Character Analysis

Isabella

A novice, sister to Claudio. When she first appears, Isabella is about to enter the order of Saint Clare. Shakespeare portrays her as very pure and strictly moral. The audience first hears of her from her brother, who tells Lucio that she has "a prone and speechless dialect, / Such as move men; beside, she hath prosperous art / When she will play with reason and discourse, / And well she can persuade" (I. ii. 188-91). When Lucio asks her to turn this persuasion to her brother's good, he says to her:

I hold you as a thing ensky'd and sainted,

By your renouncement an immortal spirit,

And to be talk'd with in sincerity,

As with a saint.

(I. iv. 34-37)

The duke, after knowing her briefly, regards her highly enough to offer her marriage.
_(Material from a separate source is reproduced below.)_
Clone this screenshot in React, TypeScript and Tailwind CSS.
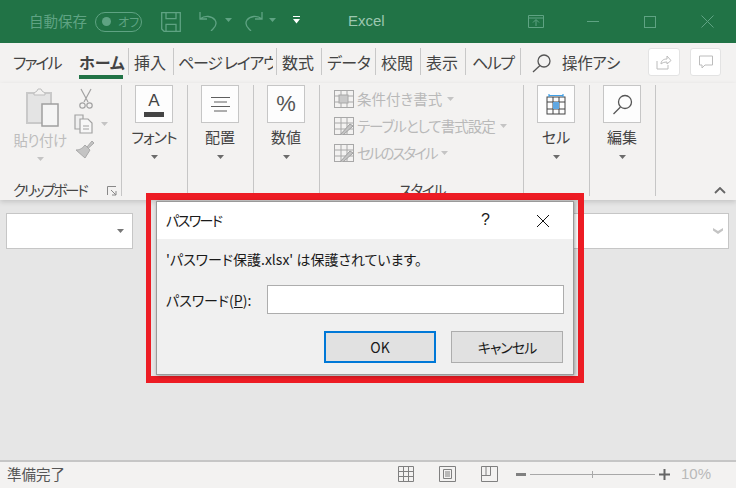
import React from "react";

const arial = "font-['Liberation_Sans',sans-serif]";

const Caret = ({ c = "#6b6b6b", className = "" }: { c?: string; className?: string }) => (
  <svg width="7" height="4" viewBox="0 0 7 4" className={className}><path d="M0 0h7L3.5 4z" fill={c} /></svg>
);

const tabs: { t: string; w: string; txt: string }[] = [
  { t: "ファイル", w: "w-[72px]", txt: "pl-[13px] tracking-[-2px]" },
  { t: "ホーム", w: "w-[57px]", txt: "pl-[7px] font-bold" },
  { t: "挿入", w: "w-[45px]", txt: "pl-[5px]" },
  { t: "ページ レイアウ", w: "w-[103px]", txt: "pl-[4px] mr-[3px] tracking-[-1.3px] overflow-hidden" },
  { t: "数式", w: "w-[45px]", txt: "pl-[5px]" },
  { t: "データ", w: "w-[54px]", txt: "pl-[5px] tracking-[-0.5px]" },
  { t: "校閲", w: "w-[45px]", txt: "pl-[5px]" },
  { t: "表示", w: "w-[45px]", txt: "pl-[5px]" },
  { t: "ヘルプ", w: "w-[55px]", txt: "pl-[6px] tracking-[-1.5px]" },
];

function Tabs() {
  return (
    <div className="flex h-[40px] bg-[#f3f2f1] text-[16px] leading-[20px] text-[#444444]">
      {tabs.map(({ t, w, txt }, i) => (
        <div key={t} className={`${w} flex h-full shrink-0 flex-col pt-[5px]`}>
          <div className={`h-[27px] pt-[4px] ${i > 0 ? "border-r border-[#c8c8c8]" : ""}`}>
            <div className={`whitespace-nowrap ${txt}`}>{t}</div>
          </div>
          {i === 1 && <span className="ml-[7px] h-[4px] w-[44px] bg-[#217346]" />}
        </div>
      ))}
      <svg width="20" height="20" viewBox="0 0 20 20" className="ml-[11px] mt-[10px] shrink-0" fill="none" stroke="#555" strokeWidth="1.3">
        <circle cx="12" cy="8" r="6" />
        <path d="M8 12.5L1 19" />
      </svg>
      <span className="ml-[10px] mt-[9px] w-[61px] whitespace-nowrap text-[15.5px] tracking-[-0.3px]">操作アシ</span>
      <div className="ml-[25px] mt-[5px] flex h-[28px] w-[32px] items-center justify-center rounded-[3px] border border-[#e3e3e3] bg-white">
        <svg width="16" height="16" viewBox="0 0 16 16" fill="none" stroke="#bcbcbc"><path d="M1 7v8h11v-4M5 10c0-3 2-5 6-5V2l4 4.5L11 10V8c-3 0-5 1-6 2z" /></svg>
      </div>
      <div className="ml-[10px] mt-[5px] flex h-[28px] w-[31px] items-center justify-center rounded-[3px] border border-[#e3e3e3] bg-white">
        <svg width="16" height="16" viewBox="0 0 16 16" fill="none" stroke="#bcbcbc"><path d="M1.5 2h13v9H7l-3 3v-3H1.5z" /></svg>
      </div>
    </div>
  );
}

const BigGroup = ({ icon, label, labelClass = "" }: { icon: React.ReactNode; label: string; labelClass?: string }) => (
  <div className="flex w-[66px] shrink-0 flex-col items-center border-r border-[#c6c6c6] pr-px">
    <div className="flex h-[38px] w-[38px] items-center justify-center border border-[#c6c6c6] bg-[#fdfdfd]">{icon}</div>
    <div className={`mt-[4px] whitespace-nowrap text-[15px] leading-[20px] text-[#444444] ${labelClass}`}>{label}</div>
    <Caret className="ml-[1px] mt-[8px]" />
  </div>
);

const StyleRow = ({ icon, label, track }: { icon: React.ReactNode; label: string; track: string }) => (
  <div className="flex h-[27px] items-center">
    {icon}
    <span className={`ml-[3px] whitespace-nowrap text-[14.5px] leading-[20px] text-[#b9b9b9] ${track}`}>{label}</span>
    <Caret c="#c4c4c4" className="ml-[5px]" />
  </div>
);

const GridIcon = ({ brush }: { brush?: boolean }) => (
  <svg width="20" height="18" viewBox="0 0 20 18" fill="none" stroke="#a8a8a8">
    <rect x="0.5" y="0.5" width="19" height="17" />
    <path d="M0 6h20M0 12h20M7 0v18M13 0v18" />
    {brush ? <path d="M6 18l10-11 3 2-10 9z" fill="#c4c4c4" stroke="#a0a0a0" /> : <rect x="5" y="5" width="9" height="8" fill="#c9c9c9" />}
  </svg>
);

function Ribbon() {
  return (
    <div className="relative z-10 flex h-[117px] bg-[#f3f2f1] pb-[4px] pt-[2px] shadow-[0_2px_5px_rgba(0,0,0,0.15)]">
      <div className="flex w-[122px] shrink-0 flex-col border-r border-[#c6c6c6]">
        <div className="flex">
          <div className="ml-[14px] flex w-[52px] flex-col items-center">
            <svg width="34" height="41" viewBox="0 0 34 41" fill="none" className="ml-[3px] mt-[3px]">
              <path d="M2 5h24v30H2z" fill="#e4e4e4" stroke="#c9c9c9" strokeWidth="2" />
              <path d="M9 5l3-2 1-2h3l1 2 3 2v2H9z" fill="#f3f2f1" stroke="#bdbdbd" />
              <rect x="17" y="16" width="16" height="22" fill="#f5f5f5" stroke="#9f9f9f" strokeWidth="1.5" />
            </svg>
            <span className="mt-[1px] whitespace-nowrap text-[14.5px] leading-[20px] tracking-[-0.5px] text-[#bdbdbd]">貼り付け</span>
            <Caret c="#c4c4c4" className="mt-[7px]" />
          </div>
          <div className="ml-[8px] flex flex-col">
            <svg width="14" height="22" viewBox="0 0 14 22" fill="none" stroke="#a2a2a2" strokeWidth="1.2" className="ml-[5px] mt-[3px]">
              <path d="M2 1l7 13M12 1L5 14" />
              <circle cx="3.5" cy="17.5" r="2.7" />
              <circle cx="10.5" cy="17.5" r="2.7" />
            </svg>
            <div className="mt-[4px] flex items-center">
              <svg width="20" height="20" viewBox="0 0 20 20" fill="none" stroke="#a2a2a2" strokeWidth="1.2">
                <path d="M1 1h8v14H1z" fill="#efefef" />
                <path d="M6 5h8l4 4v10H6z" fill="#f7f7f7" />
                <path d="M9 12h6M9 15h6" />
              </svg>
              <Caret c="#c4c4c4" className="ml-[7px]" />
            </div>
            <svg width="21" height="20" viewBox="0 0 21 20" className="mt-[5px]" fill="#c4c4c4" stroke="#a9a9a9">
              <path d="M13 8l5-6 2 2-6 5.5z" />
              <path d="M11 6l5 5-5 8-9-8c3 0 6-1 9-5z" />
            </svg>
          </div>
        </div>
        <div className="-mb-[4px] mt-auto flex h-[20px] items-center pl-[13px] text-[14.5px] leading-[20px] text-[#444444]">
          <span className="w-[94px] whitespace-nowrap tracking-[-2.3px]">クリップボード</span>
          <svg width="10" height="10" viewBox="0 0 10 10" fill="none" stroke="#888" className="mt-[2px]"><path d="M.5 9V.5H9M4 4l5 5M9 5v4H5" /></svg>
        </div>
      </div>

      <BigGroup
        label="フォント"
        labelClass="tracking-[-1px]"
        icon={
          <div className="flex w-[20px] flex-col items-center">
            <span className={`text-[17px] leading-[19px] text-[#444] ${arial}`}>A</span>
            <span className="mt-[2px] h-[5px] w-[20px] bg-[#444]" />
          </div>
        }
      />
      <BigGroup
        label="配置"
        icon={<svg width="19" height="16" viewBox="0 0 19 16" stroke="#5e5e5e"><path d="M0 1.5h19M3 6h13M0 10.5h19M3 15h13" /></svg>}
      />
      <BigGroup
        label="数値"
        icon={<span className={`text-[22px] leading-[24px] text-[#555] ${arial}`}>%</span>}
      />

      <div className="flex w-[204px] shrink-0 flex-col border-r border-[#c6c6c6] pl-[14px]">
        <div>
          <StyleRow track="" icon={<GridIcon />} label="条件付き書式" />
          <StyleRow track="tracking-[-1px]" icon={<GridIcon brush />} label="テーブルとして書式設定" />
          <StyleRow track="tracking-[-2px]" icon={<GridIcon brush />} label="セルのスタイル" />
        </div>
        <span className="-mb-[4px] ml-[65px] mt-auto text-[14.5px] leading-[20px] tracking-[-1.5px] text-[#444444]">スタイル</span>
      </div>

      <BigGroup
        label="セル"
        icon={
          <svg width="20" height="21" viewBox="0 0 20 21" fill="none">
            <rect x="1" y="3" width="18" height="17" stroke="#444" />
            <path d="M1 8h18M1 15h18M7 3v17M13 3v17" stroke="#444" />
            <rect x="7" y="8" width="6" height="7" fill="#5fa8e4" />
            <path d="M3 1.5h14M3 0v3M17 0v3" stroke="#3fa0e8" strokeWidth="1.2" />
          </svg>
        }
      />
      <BigGroup
        label="編集"
        icon={
          <svg width="21" height="21" viewBox="0 0 21 21" fill="none" stroke="#555" strokeWidth="1.3">
            <circle cx="13" cy="8" r="6.5" />
            <path d="M8.5 13L1.500 20" />
          </svg>
        }
      />
      <div className="flex flex-1 items-end justify-end pb-[2px] pr-[10px]">
        <svg width="12" height="7" viewBox="0 0 12 7" fill="none" stroke="#666" strokeWidth="1.8"><path d="M1 6l5-5 5 5" /></svg>
      </div>
    </div>
  );
}

function Body() {
  return (
    <div className="flex flex-1 justify-between bg-[#e6e6e6] pl-[6px] pr-[7px] pt-[13px]">
      <div className="flex h-[36px] w-[127px] items-center justify-end border border-[#c6c6c6] bg-white pr-[8px]">
        <Caret c="#777" />
      </div>
      <div className="flex h-[36px] w-[200px] items-center justify-end border border-[#c6c6c6] bg-white pr-[5px]">
        <svg width="10" height="6" viewBox="0 0 10 6"><path d="M0 0l5 3L10 0v2.500L5 6 0 2.500z" fill="#c4c4c4" /></svg>
      </div>
    </div>
  );
}

function StatusBar() {
  return (
    <div className="flex h-[28px] items-center border-t-2 border-[#c6c6c6] bg-[#f3f2f1] pb-[2px] text-[#555]">
      <span className="ml-[7px] w-[391px] text-[14.5px] leading-[20px] [font-feature-settings:normal]">準備完了</span>
      <svg width="16" height="16" viewBox="0 0 16 16" fill="none" stroke="#808080"><path d="M.5.5h15v15H.5zM0 5.500h16M0 10.500h16M5.500 0v16M10.500 0v16" /></svg>
      <svg width="17" height="16" viewBox="0 0 17 16" fill="none" stroke="#808080" className="ml-[25px]"><path d="M.5.5h16v15H.5zM4.500 3.500h8v9h-8zM6 6h5M6 8h5M6 10h5" /></svg>
      <svg width="17" height="16" viewBox="0 0 17 16" fill="none" stroke="#808080" className="ml-[25px]"><path d="M.5.5h16v15H.5zM.5 9.500h9M9.500.5v9M5 .5v9" /></svg>
      <span className="ml-[18px] h-[3px] w-[10px] bg-[#808080]" />
      <div className="relative ml-[4px] h-px w-[125px] bg-[#a8a8a8]">
        <span className="absolute left-[62px] top-[-3px] h-[7px] w-px bg-[#a8a8a8]" />
      </div>
      <svg width="11" height="11" viewBox="0 0 11 11" className="ml-[4px]" fill="#666"><path d="M4.500 0h2v4.500H11v2H6.500V11h-2V6.500H0v-2h4.500z" /></svg>
      <span className={`ml-[11px] text-[15px] leading-[20px] text-[#b9b9b9] ${arial}`}>10%</span>
    </div>
  );
}

function Dialog() {
  return (
    <div className="absolute left-[146px] top-[193px] z-20 h-[190px] w-[438px] border-b-[7px] border-l-[5px] border-r-[6px] border-t-[7px] border-[#ed1c24] pl-[5px] pt-px">
      <div className="h-[174px] w-[418px] border border-[#9a9a9a] bg-[#f0f0f0] text-[14px] leading-[20px] text-[#1a1a1a] shadow-[1px_1px_4px_rgba(0,0,0,0.35)]">
        <div className="flex h-[37px] items-center bg-white pb-[2px] pl-[9px]">
          <span className="w-[315px] tracking-[-1.5px]">パスワード</span>
          <span className={`text-[16px] ${arial}`}>?</span>
          <svg width="14" height="14" viewBox="0 0 14 14" className="ml-[46px] mt-[2px]" stroke="#111" fill="none"><path d="M1 1l12 12M13 1L1 13" /></svg>
        </div>
        <div className="pl-[9px] pt-[10px]">'パスワード保護.xlsx' は保護されています。</div>
        <div className="mt-[16px] flex items-center pl-[9px]">
          <span className="w-[101px]">パスワード(<span className="underline">P</span>):</span>
          <div className="h-[29px] w-[297px] border border-[#adadad] bg-white" />
        </div>
        <div className="mt-[17px] flex pl-[167px]">
          <div className="flex h-[32px] w-[112px] items-center justify-center border-2 border-[#0078d7] bg-[#e1e1e1]">OK</div>
          <div className="ml-[15px] flex h-[32px] w-[112px] items-center justify-center border border-[#adadad] bg-[#e1e1e1] tracking-[-1px]">キャンセル</div>
        </div>
      </div>
    </div>
  );
}

export default function App() {
  return (
    <div className="relative flex h-[488px] w-[736px] flex-col overflow-hidden bg-[#e6e6e6] font-['Noto_Sans_CJK_JP','Noto_Sans',sans-serif] [font-feature-settings:'palt']">
      <div className="flex h-[43px] shrink-0 items-center bg-[#217346] text-[#5fa383]">
        <span className="-mt-[2px] ml-[29px] text-[14.5px] leading-[20px]">自動保存</span>
        <div className="ml-[8px] flex h-[20px] w-[47px] items-center rounded-full border border-[#5fa383] pl-[6px]">
          <span className="h-[9px] w-[9px] rounded-full bg-[#5fa383]" />
          <span className="ml-[7px] text-[12px] leading-[16px]">オフ</span>
        </div>
        <svg width="20" height="20" viewBox="0 0 20 20" fill="none" stroke="#5fa383" strokeWidth="1.3" className="ml-[19px]">
          <path d="M.7.7h18.600v18.600H3L.7 17zM5 .7v6h10v-6M5 19.300v-7h10v7" />
        </svg>
        <svg width="19" height="20" viewBox="0 0 19 20" fill="none" stroke="#5fa383" strokeWidth="1.3" className="-mt-[1px] ml-[18px]">
          <path d="M1 1v7h7M1 8c5-4 12-3 15 1 2 3 1 6-2 9l-2 2" />
        </svg>
        <Caret c="#5fa383" className="-mt-[3px] ml-[7px]" />
        <svg width="19" height="20" viewBox="0 0 19 20" fill="none" stroke="#5fa383" strokeWidth="1.3" className="-mt-[1px] ml-[12px]">
          <path d="M18 1v7h-7M18 8c-5-4-12-3-15 1-2 3-1 6 2 9l2 2" />
        </svg>
        <Caret c="#5fa383" className="-mt-[3px] ml-[6px]" />
        <svg width="7" height="8" viewBox="0 0 7 8" className="-mt-[4px] ml-[17px]" fill="#fff"><path d="M0 0h7v1H0zM0 3h7L3.500 7.500 0 3z" /></svg>
        <span className={`-mt-[2px] ml-[48px] text-[15px] leading-[20px] text-[#9cc7b0] ${arial}`}>Excel</span>
        <svg width="16" height="13" viewBox="0 0 16 13" fill="none" stroke="#5fa383" className="ml-[143px]"><path d="M.5.5h15v12H.5zM.5 3h15M8 11V5M5 7.500L8 4.500l3 3" /></svg>
        <span className="ml-[43px] h-px w-[12px] bg-[#5fa383]" />
        <span className="ml-[45px] h-[12px] w-[12px] border border-[#5fa383]" />
        <svg width="13" height="13" viewBox="0 0 13 13" className="ml-[45px]" stroke="#5fa383" fill="none"><path d="M.5.5l12 12M12.500.5l-12 12" /></svg>
      </div>
      <Tabs />
      <Ribbon />
      <Body />
      <StatusBar />
      <Dialog />
    </div>
  );
}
Critics have held diabolically opposed views of Isabella's character. One faction sees her as one of Shakespeare's strongest and best female characters, a woman of great virtue and magnificent purity. They point to her brilliant speeches with Angelo on Christianity, power, and mercy, and to her fiery denunciation of Angelo's treachery and her brother's cowardice. She is seen as the symbol of goodness and mercy set against a background of moral decay. The other faction sees her as self-righteous and hypocritical. They point out that she seems little concerned by her brother's crime but is too horrified of committing the same transgression herself--even to save her brother's life. She apparently suffers no qualms, however, in asking Mariana to share Angelo's bed.